Special Assistant on Minority Affairs Department of Khyber Pakhtunkhwa
- In office 3 September 2013 – 22 April 2016

Member of the Khyber Pakhtunkhwa Assembly
- In office May 2013 – 22 April 2016

Personal details
- Born: Soran Singh
- Died: 22 April 2016 Pir Baba, Buner District, Pakistan
- Profession: Doctor TV anchor Politician

= Soran Singh =

Pakistani politician

Soran Singh (died 22 April 2016) was a Pakistani Sikh doctor, TV anchor, politician and Minister of Minorities of Khyber Pakhtunkhwa. Before joining Pakistan Tehreek-e-Insaf in 2011, he was a member of Jamaat-e-Islami Pakistan for nine years. He was also member of Tehsil council, Pakistan Sikh Gurdwara Prabandhak Committee and Evacuee Trust Property Board. He also hosted the programme Za Hum Pakistani Yam for three and a half years with Khyber News.

==Assassination==
He was gunned down in a targeted attack near his house on Friday, 22 April 2016. Khyber Pakhtunkhwa Police later arrested Baldev Kumar, who allegedly orchestrated Singh's murder due to political rivalry, and hired paid assassins for the purpose.

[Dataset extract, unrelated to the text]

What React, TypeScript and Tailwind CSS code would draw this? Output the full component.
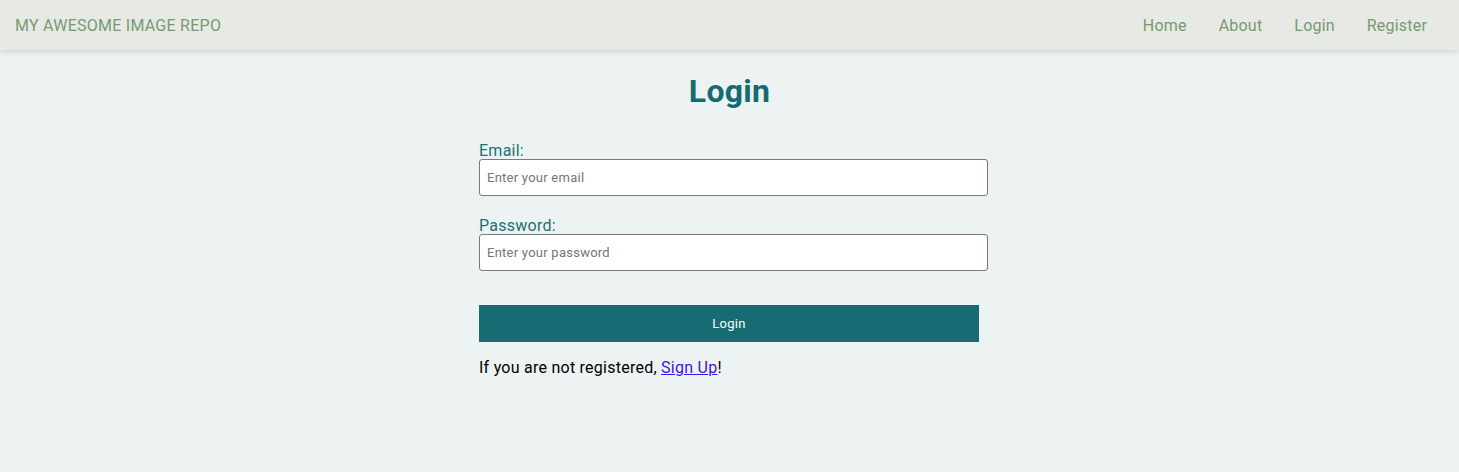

Kumar wanted to contest elections from the same party on a reserved minority seat. He developed differences with Singh when the latter was picked for the seat. Kumar was acquitted by an anti-terrorism court in 2018 for lack of "solid evidence." Expressing his disquiet with the verdict, Soran's son Ajay Singh at the time had said: "We are dissatisfied with the verdict but due to lacking resources, it is impossible for us to challenge it in the superior courts." According to Ajay, the accused had also made confessional statements before the police and courts regarding the murder. Kumar alleged that he was wrongly accused because of his religion.